In this snippet, we loop over each dictionary in the list and continuously update our result dictionary. The value for the key ‘b’ in the result is 3, because the second dictionary overwrites the value of ‘b’ from the first dictionary. This approach is simple but replaces previous values for duplicate keys rather than merging them.

Method 2: Use Dictionary Comprehension

Dictionary comprehension can be used to merge dictionaries in a list. This method applies a merging strategy for each key and allows for customization, such as summing the values of duplicate keys. It’s more flexible but might require more code for complex merging strategies.

Here’s an example:

dict_list = [{'a': 1, 'b': 2}, {'b': 3, 'c': 4}]
result = {k: sum(d.get(k, 0) for d in dict_list) for k in set().union(*dict_list)}

print(result)

The output will be:

{'a': 1, 'b': 5, 'c': 4}

The code uses dictionary comprehension to iterate over each unique key (obtained using set union), and for each key it calculates the sum of its values from all dictionaries in the list. This gives us a merged dictionary with summed values for the duplicate keys.

Method 3: Using collections.defaultdict

The collections.defaultdict class can handle default values for missing keys, making it suitable for creating accumulators or summing values. This method is great for more complex merging where values should be combined rather than overwritten.

Here’s an example:

from collections import defaultdict

dict_list = [{'a': 1, 'b': 2}, {'b': 3, 'c': 4}]
result = defaultdict(int)

for d in dict_list:
    for key, value in d.items():
        result[key] += value

print(dict(result))

The output will be:

{'a': 1, 'b': 5, 'c': 4}

By using a defaultdict with integer default values, each value is automatically initialized to 0 and then incremented by the corresponding value in each dictionary. Finally, converting back to a standard dictionary prints out the merged results with summed values.
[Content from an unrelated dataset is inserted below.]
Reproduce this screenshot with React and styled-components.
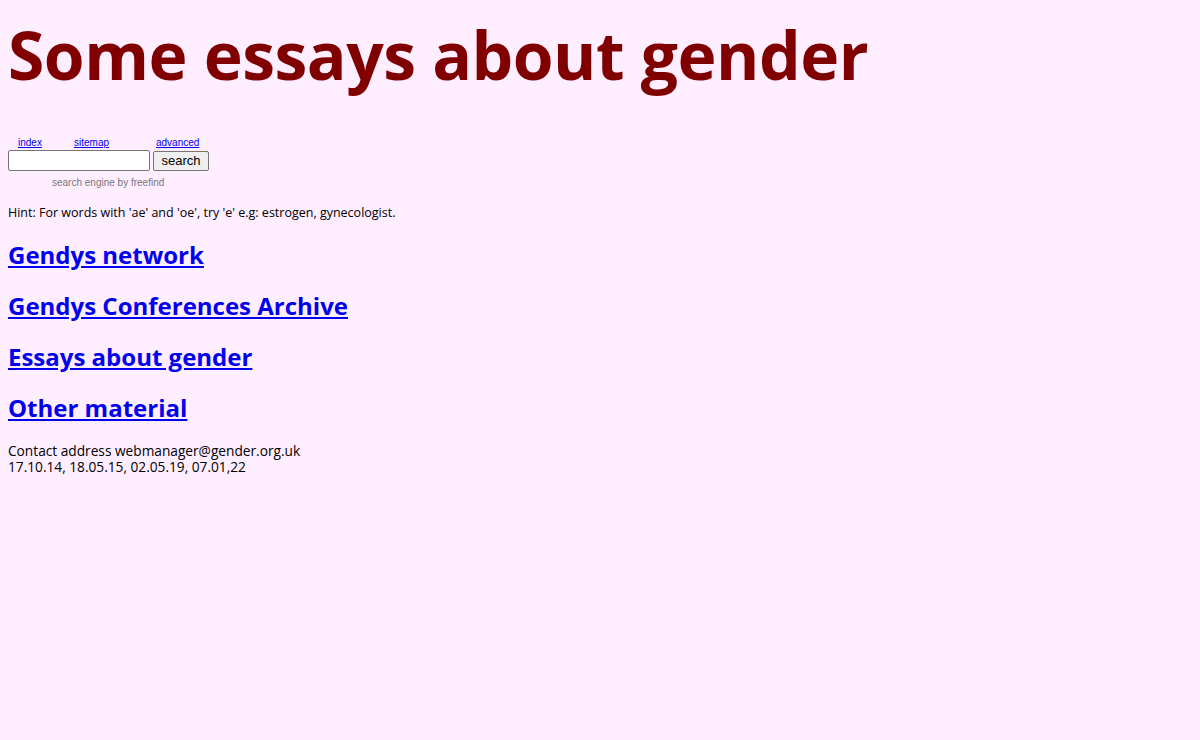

Method 4: Using the ChainMap

Python’s collections.ChainMap class groups multiple dictionaries into a single view that can be used to look up keys. While it doesn’t merge them into a single dictionary, it’s useful for scenarios where a merged view is needed without manipulation of the underlying dictionaries.

Here’s an example:

from collections import ChainMap

dict_list = [{'a': 1, 'b': 2}, {'b': 3, 'c': 4}]
merged = ChainMap(*dict_list)

for key in merged:
    print(f"{key}: {merged[key]}")

The output will mimic the behavior of an actually merged dictionary:

a: 1
b: 3
c: 4

Even though ChainMap doesn’t actually merge the dictionaries, it allows for easy access as if they were merged. It returns the first occurrence of the key from the list, so in this context, the value of the key ‘b’ would be 2, as it finds it first in the first dictionary.

Bonus One-Liner Method 5: Using a Dictionary Comprehension with sum()

For a compact one-liner solution that sums values on duplicate keys, this dictionary comprehension uses the sum() function. It’s best suited for simple cases with a single operation, like summing or finding the maximum.

Here’s an example:

dict_list = [{'a': 1, 'b': 2}, {'b': 3, 'c': 4}]
result = {key: sum(d[key] for d in dict_list if key in d) for key in set().union(*dict_list)}

print(result)

The output will be:

{'a': 1, 'b': 5, 'c': 4}

This concise one-liner iterates over each unique key and computes the sum of its values for all dictionaries in the list where the key is present. The use of set union ensures that each key is represented only once.

Summary/Discussion

  • Method 1: Update Method. Simple to implement. Overwrites duplicate keys; not suitable for value aggregation.
  • Method 2: Dictionary Comprehension. Highly flexible and customizable. Can become complex for intricate merging strategies.
  • Method 3: collections.defaultdict. Ideal for complex value aggregation. Requires importing the collections module.
  • Method 4: ChainMap. Provides a merged view without actual data merging. Doesn’t aggregate values, just provides access to the first value found.
  • Method 5: One-Liner Comprehension with sum(). Quick and concise for summing values. Limited to simple operations and less readable.